Why does The Mandalorian use this kind of type?

The restraint is deliberate. Star Wars built its identity on clean, classical capitals that feel timeless and mythic rather than trendy, and The Mandalorian inherits that to signal it belongs to the saga. Evenly tracked caps read as calm, disciplined, and honorable, qualities that mirror the show’s stoic bounty hunter and its quiet, Western-influenced tone. Loud beveled or distressed type would undercut that gravity. By staying understated, the typography lets the imagery and the Mandalorian’s silent presence carry the weight, an approach that contrasts sharply with the aggressive lettering of franchises like the Transformers logo.

Can I use the The Mandalorian font for my own project?

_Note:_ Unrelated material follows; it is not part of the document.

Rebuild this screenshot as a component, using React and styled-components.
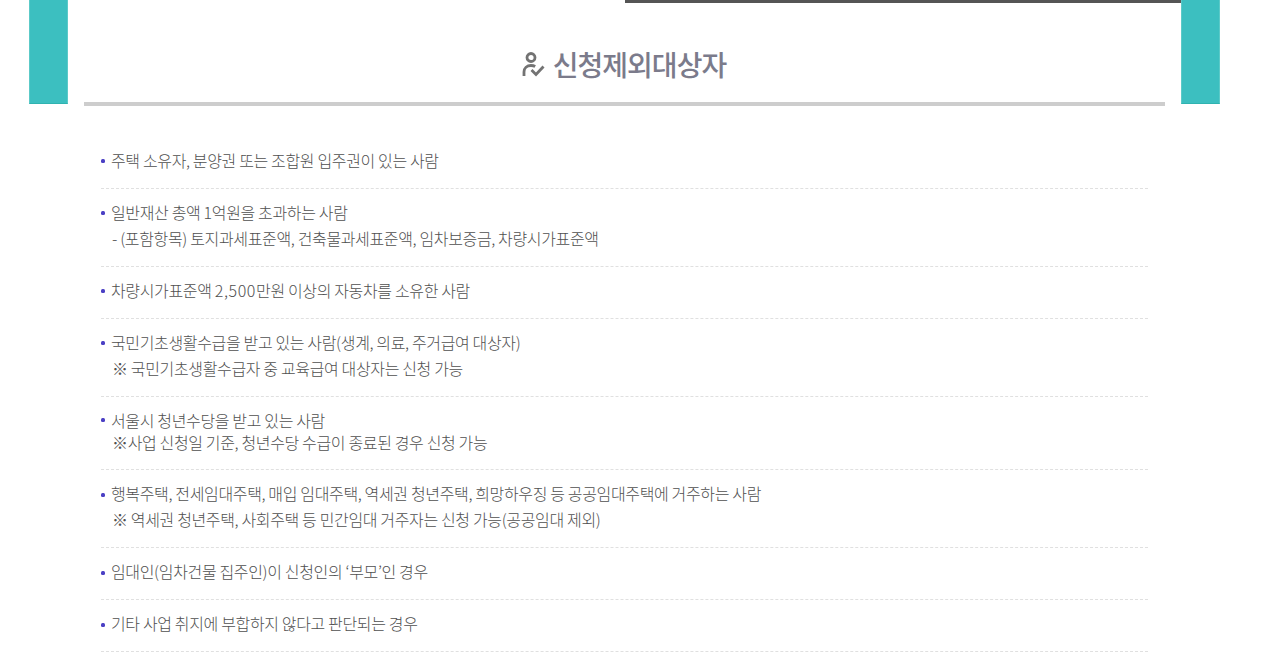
import React from "react";
import styled, { createGlobalStyle } from "styled-components";

const GlobalStyle = createGlobalStyle`
	html, body {
		margin: 0;
		padding: 0;
		background: #fff;
		overflow: hidden;
	}
	body {
		font-family: "Noto Sans CJK KR", "Noto Sans", sans-serif;
	}
`;

const Page = styled.div`
	width: 1280px;
	height: 669px;
	overflow: hidden;
`;

const Frame = styled.div`
	width: 1191px;
	margin-left: 29px;
`;

const TopBar = styled.div`
	display: flex;
	justify-content: space-between;
	height: 104px;
`;

const Tab = styled.div`
	width: 39px;
	height: 104px;
	box-sizing: border-box;
	background: #3cbfc0;
	border-bottom: 1px solid #2fb3b0;
	border-left: 1px solid #5ccac8;
	border-right: 1px solid #5ccac8;
`;

const HeadCenter = styled.div`
	flex: 1;
	display: flex;
	flex-direction: column;
`;

const TopLine = styled.div`
	width: 556px;
	height: 3px;
	margin-left: auto;
	background: #555;
`;

const Title = styled.h2`
	display: flex;
	align-items: center;
	justify-content: center;
	gap: 8px;
	margin: 41px 0 0 -1px;
	height: 40px;
	font-size: 28px;
	line-height: 40px;
	font-weight: 500;
	letter-spacing: -1px;
	color: #7b7b8b;
`;

const Content = styled.div`
	width: 1081px;
	margin: -2px 0 0 55px;
`;

const Rule = styled.div`
	height: 4px;
	background: #cdcdcd;
`;

const List = styled.ul`
	list-style: none;
	margin: 30.5px 0 0 17px;
	padding: 0;
	width: 1047px;
`;

const Item = styled.li`
	position: relative;
	padding: ${(p) => (p.$tight ? "12px 0 16px 10px" : "10px 0 15px 10px")};
	border-bottom: 1px dashed #e0e0e0;
	font-size: 16px;
	font-weight: 300;
	line-height: ${(p) => (p.$tight ? "22px" : "26.1px")};
	letter-spacing: -0.35px;
	color: #505050;
	&::before {
		content: "";
		position: absolute;
		left: 0;
		top: ${(p) => (p.$tight ? "21px" : "22.5px")};
		width: 4px;
		height: 4px;
		border-radius: 1.5px;
		background: #4a3fc4;
	}
`;

const SubLine = styled.div`
	padding-left: 1px;
`;

const Num = styled.span`
	letter-spacing: 0.6px;
`;

const items = [
	{ lines: ["주택 소유자, 분양권 또는 조합원 입주권이 있는 사람"] },
	{ lines: ["일반재산 총액 1억원을 초과하는 사람", "- (포함항목) 토지과세표준액, 건축물과세표준액, 임차보증금, 차량시가표준액"] },
	{ lines: [<React.Fragment key="car">차량시가표준액 <Num>2,500</Num>만원 이상의 자동차를 소유한 사람</React.Fragment>] },
	{ lines: ["국민기초생활수급을 받고 있는 사람(생계, 의료, 주거급여 대상자)", "※ 국민기초생활수급자 중 교육급여 대상자는 신청 가능"] },
	{ lines: ["서울시 청년수당을 받고 있는 사람", "※사업 신청일 기준, 청년수당 수급이 종료된 경우 신청 가능"], tight: true },
	{ lines: ["행복주택, 전세임대주택, 매입 임대주택, 역세권 청년주택, 희망하우징 등 공공임대주택에 거주하는 사람", "※ 역세권 청년주택, 사회주택 등 민간임대 거주자는 신청 가능(공공임대 제외)"] },
	{ lines: ["임대인(임차건물 집주인)이 신청인의 ‘부모’인 경우"] },
	{ lines: ["기타 사업 취지에 부합하지 않다고 판단되는 경우"] },
];

function PersonCheckIcon() {
	return (
		<svg width="23" height="26" viewBox="0 0 23 26" fill="none" stroke="#737373" strokeWidth="2.8">
			<circle cx="9" cy="6.5" r="4" />
			<path d="M2 25v-4c0-4 3-6.5 7-6.5 1.5 0 3 .3 4.2 1" />
			<path d="M9.5 19l4.5 4.5 7.5-8" />
		</svg>
	);
}

export default function App() {
	return (
		<Page>
			<GlobalStyle />
			<Frame>
				<TopBar>
					<Tab />
					<HeadCenter>
						<TopLine />
						<Title>
							<PersonCheckIcon />
							신청제외대상자
						</Title>
					</HeadCenter>
					<Tab />
				</TopBar>
				<Content>
					<Rule />
					<List>
						{items.map((item, n) => (
							<Item key={n} $tight={item.tight}>
								{item.lines.map((line, i) =>
									i === 0 ? <div key={i}>{line}</div> : <SubLine key={i}>{line}</SubLine>
								)}
							</Item>
						))}
					</List>
				</Content>
			</Frame>
		</Page>
	);
}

You can freely use lookalike fonts like Cinzel, but “The Mandalorian” and Star Wars are trademarks of Lucasfilm and Disney, and the title and logos are protected. Recreating the official wordmark for commercial or promotional use risks infringement even with a free font. Fan fonts may also restrict commercial use in their own terms, so check each license. Personal art, wallpapers, and study are low risk; merchandise, monetized content, or anything implying official ties are not. Read our font licensing guide first.

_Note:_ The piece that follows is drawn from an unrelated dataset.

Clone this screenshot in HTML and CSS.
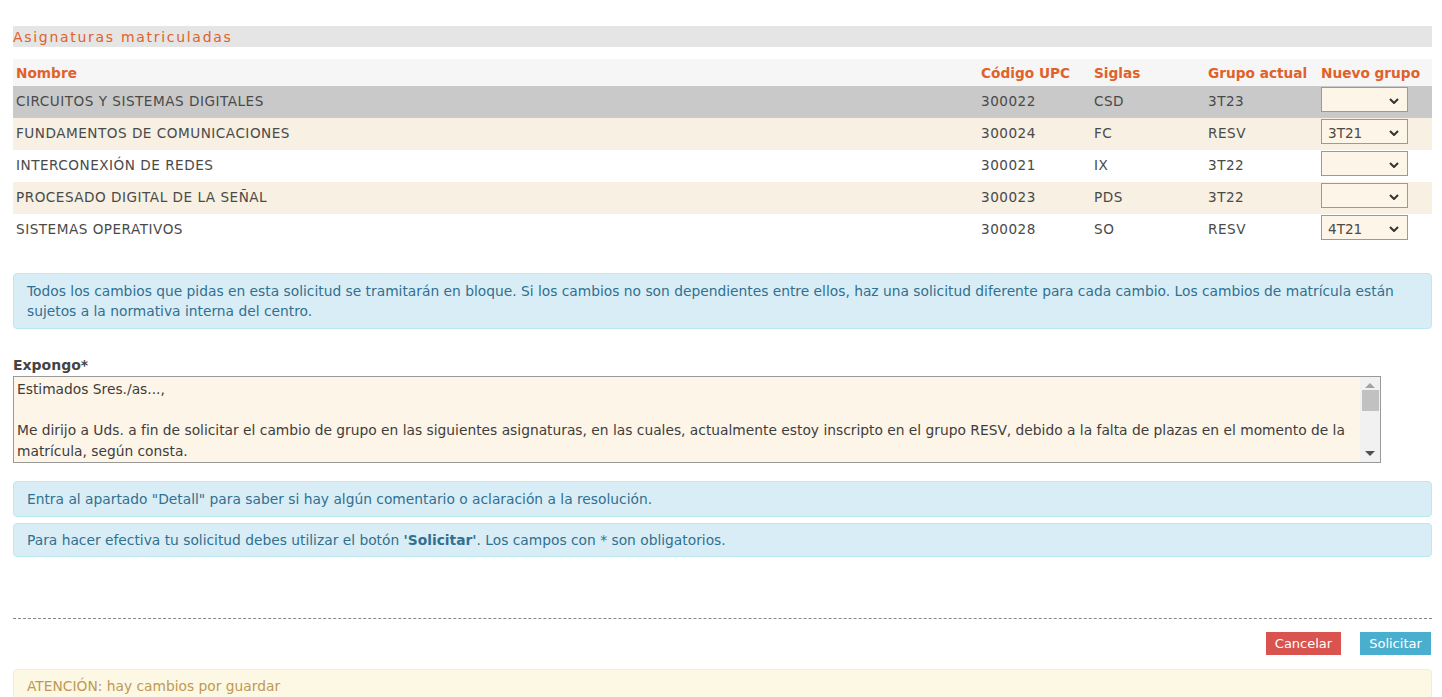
FILE: index.html
```html
<!DOCTYPE html>
<html lang="es">
<head>
<meta charset="utf-8">
<title>Cambio de grupo</title>
<link rel="stylesheet" href="styles.css">
</head>
<body>
<div class="page">
  <h2 class="section-title">Asignaturas matriculadas</h2>
  <table class="subjects">
    <thead>
      <tr>
        <th class="c-name">Nombre</th>
        <th class="c-code">Código UPC</th>
        <th class="c-sig">Siglas</th>
        <th class="c-grp">Grupo actual</th>
        <th class="c-new">Nuevo grupo</th>
      </tr>
    </thead>
    <tbody>
      <tr class="hover">
        <td>CIRCUITOS Y SISTEMAS DIGITALES</td><td>300022</td><td>CSD</td><td>3T23</td>
        <td class="sel-cell"><div class="sel"><span></span><svg viewBox="0 0 10 6"><path d="M1 1l4 4 4-4"/></svg></div></td>
      </tr>
      <tr class="alt">
        <td>FUNDAMENTOS DE COMUNICACIONES</td><td>300024</td><td>FC</td><td>RESV</td>
        <td class="sel-cell"><div class="sel"><span>3T21</span><svg viewBox="0 0 10 6"><path d="M1 1l4 4 4-4"/></svg></div></td>
      </tr>
      <tr>
        <td>INTERCONEXIÓN DE REDES</td><td>300021</td><td>IX</td><td>3T22</td>
        <td class="sel-cell"><div class="sel"><span></span><svg viewBox="0 0 10 6"><path d="M1 1l4 4 4-4"/></svg></div></td>
      </tr>
      <tr class="alt">
        <td>PROCESADO DIGITAL DE LA SEÑAL</td><td>300023</td><td>PDS</td><td>3T22</td>
        <td class="sel-cell"><div class="sel"><span></span><svg viewBox="0 0 10 6"><path d="M1 1l4 4 4-4"/></svg></div></td>
      </tr>
      <tr>
        <td>SISTEMAS OPERATIVOS</td><td>300028</td><td>SO</td><td>RESV</td>
        <td class="sel-cell"><div class="sel"><span>4T21</span><svg viewBox="0 0 10 6"><path d="M1 1l4 4 4-4"/></svg></div></td>
      </tr>
    </tbody>
  </table>

  <div class="alert info first">Todos los cambios que pidas en esta solicitud se tramitarán en bloque. Si los cambios no son dependientes entre ellos, haz una solicitud diferente para cada cambio. Los cambios de matrícula están sujetos a la normativa interna del centro.</div>

  <label class="field-label">Expongo*</label>
  <div class="textarea">
    <div class="ta-text">
      <p>Estimados Sres./as...,</p>
      <p>&nbsp;</p>
      <p>Me dirijo a Uds. a fin de solicitar el cambio de grupo en las siguientes asignaturas, en las cuales, actualmente estoy inscripto en el grupo RESV, debido a la falta de plazas en el momento de la matrícula, según consta.</p>
    </div>
    <div class="scrollbar">
      <span class="arrow up"></span>
      <span class="thumb"></span>
      <span class="arrow down"></span>
    </div>
  </div>

  <div class="alert info">Entra al apartado "Detall" para saber si hay algún comentario o aclaración a la resolución.</div>
  <div class="alert info second">Para hacer efectiva tu solicitud debes utilizar el botón <b>'Solicitar'</b>. Los campos con * son obligatorios.</div>

  <hr class="dashed">

  <div class="actions">
    <button class="btn cancel">Cancelar</button>
    <button class="btn submit">Solicitar</button>
  </div>

  <div class="alert warning">ATENCIÓN: hay cambios por guardar</div>
</div>
</body>
</html>
```

FILE: styles.css
```css
html, body {
  margin: 0;
  padding: 0;
  background: #fff;
}
body {
  font-family: "DejaVu Sans", Verdana, sans-serif;
  color: #444;
  overflow: hidden;
}
.page {
  padding: 26px 10px 0 13px;
}
.section-title {
  margin: 0;
  height: 21px;
  line-height: 22px;
  background: #e5e5e5;
  color: #e0622a;
  font-weight: normal;
  font-size: 14px;
  letter-spacing: 1.7px;
}
.subjects {
  width: 100%;
  border-collapse: collapse;
  margin-top: 12px;
  font-size: 13.6px;
}
.subjects th {
  background: #f6f6f6;
  color: #e0622a;
  font-weight: bold;
  text-align: left;
  height: 27px;
  padding: 0 3px;
  font-size: 13.7px;
  vertical-align: middle;
  white-space: nowrap;
}
.subjects td {
  height: 32px;
  padding: 0 3px 3px 3px;
  box-sizing: border-box;
  color: #4a4a4a;
  vertical-align: middle;
  white-space: nowrap;
  letter-spacing: 0.5px;
}
.subjects td.sel-cell {
  vertical-align: top;
  padding-top: 1px;
  padding-bottom: 0;
  letter-spacing: 0;
}
.subjects tr.hover td { background: #c9c9c9; }
.subjects tr.alt td { background: #f7f0e3; }
.c-code { width: 107px; }
.c-sig { width: 108px; }
.c-grp { width: 107px; }
.c-new { width: 108px; }
.sel {
  box-sizing: border-box;
  width: 87px;
  height: 25px;
  border: 1px solid #9a9a9a;
  background: #fdf6e8;
  display: flex;
  align-items: center;
  justify-content: space-between;
  padding: 2px 8px 0 6px;
  font-size: 13.6px;
  color: #4a4a4a;
}
.sel svg {
  width: 10px;
  height: 6px;
  fill: none;
  stroke: #333;
  stroke-width: 2;
}
.alert {
  box-sizing: border-box;
  border-radius: 4px;
  font-family: "DejaVu Sans", sans-serif;
  font-size: 13.8px;
  line-height: 20px;
}
.alert.info {
  background: #d9edf7;
  border: 1px solid #bce8f1;
  color: #31708f;
  padding: 7px 13px;
  margin-top: 6px;
}
.alert.info.first {
  margin-top: 27px;
}
.alert.info.second {
  padding: 6px 13px;
}
.alert.info b { font-weight: bold; }
.field-label {
  display: block;
  margin-top: 27px;
  font-family: "DejaVu Sans", sans-serif;
  font-weight: bold;
  font-size: 14px;
  color: #444;
  line-height: 18px;
}
.textarea {
  box-sizing: border-box;
  width: 1368px;
  height: 87px;
  border: 1px solid #999;
  background: #fdf5e7;
  display: flex;
  margin-top: 2px;
  margin-bottom: 18px;
  overflow: hidden;
}
.ta-text {
  flex: 1;
  padding: 2px 14px 1px 3px;
  font-family: "DejaVu Sans", sans-serif;
  font-size: 13.8px;
  line-height: 20.5px;
  color: #3d3d3d;
}
.ta-text p { margin: 0; }
.scrollbar {
  width: 20px;
  background: #f1f1f1;
  display: flex;
  flex-direction: column;
  align-items: center;
}
.thumb {
  display: block;
  width: 17px;
  height: 21px;
  background: #c1c1c1;
  margin-top: 2px;
}
.arrow {
  display: block;
  width: 0;
  height: 0;
  border-left: 5px solid transparent;
  border-right: 5px solid transparent;
}
.arrow.up {
  border-bottom: 5px solid #a3a3a3;
  margin-top: 6px;
}
.arrow.down {
  border-top: 5px solid #505050;
  margin-top: auto;
  margin-bottom: 6px;
}
.dashed {
  border: 0;
  border-top: 1px dashed #888;
  margin: 61px 0 0 0;
  height: 0;
}
.actions {
  display: flex;
  justify-content: flex-end;
  gap: 19px;
  margin-top: 13px;
  padding-right: 1px;
}
.btn {
  border: 0;
  border-radius: 0;
  color: #fff;
  font-family: "DejaVu Sans", sans-serif;
  font-size: 13px;
  height: 23px;
  padding: 0;
  cursor: pointer;
}
.btn.cancel { background: #d9534f; width: 75px; }
.btn.submit { background: #4aafcf; width: 71px; }
.alert.warning {
  margin-top: 14px;
  background: #fcf8e3;
  border: 1px solid #f8ecc9;
  color: #c09853;
  padding: 6px 13px;
  height: 40px;
}
```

Frequently Asked Questions

Is there an official Mandalorian font to download?

No. The title card is a custom layout built on clean classical capitals rather than a released font. Any “Mandalorian font” online is a fan recreation or a lookalike. For an authentic result, use Cinzel or a tracked grotesque and open the letter spacing rather than relying on an unofficial download to capture the Star Wars feel.

What font is closest to The Mandalorian title?

Cinzel is the closest free pick for the cinematic version, since its Trajan-derived classical caps echo the Star Wars titling tradition. For a more modern, technical look, a wide tracked grotesque such as Archivo set in capitals works well. Both should be spaced apart generously to match the composed title-card feel.

Does The Mandalorian use the same font as Star Wars?

It shares the same typographic family rather than one identical font. Star Wars has long used News Gothic-style sans for credits and classical tracked capitals for titles, and The Mandalorian fits that lineage. The exact files differ by production, but the clean, restrained capital aesthetic is a consistent franchise signature.

Can I use Cinzel commercially?

Yes. Cinzel is licensed under the Open Font License, which permits free commercial use, embedding, and modification. You can build titles, signage, and merchandise with it, provided you don’t reproduce the actual Mandalorian or Star Wars wordmarks or imply official affiliation, which would raise trademark concerns regardless of the font.

Is the Mandalorian title a serif or sans?

It depends on the treatment. The cinematic Star Wars title tradition leans on classical, lightly serifed Trajan-style capitals, while some modern marketing uses a clean sans. Cinzel covers the serifed route and a tracked grotesque covers the sans route, so choose based on whether you want an epic or a technical feel.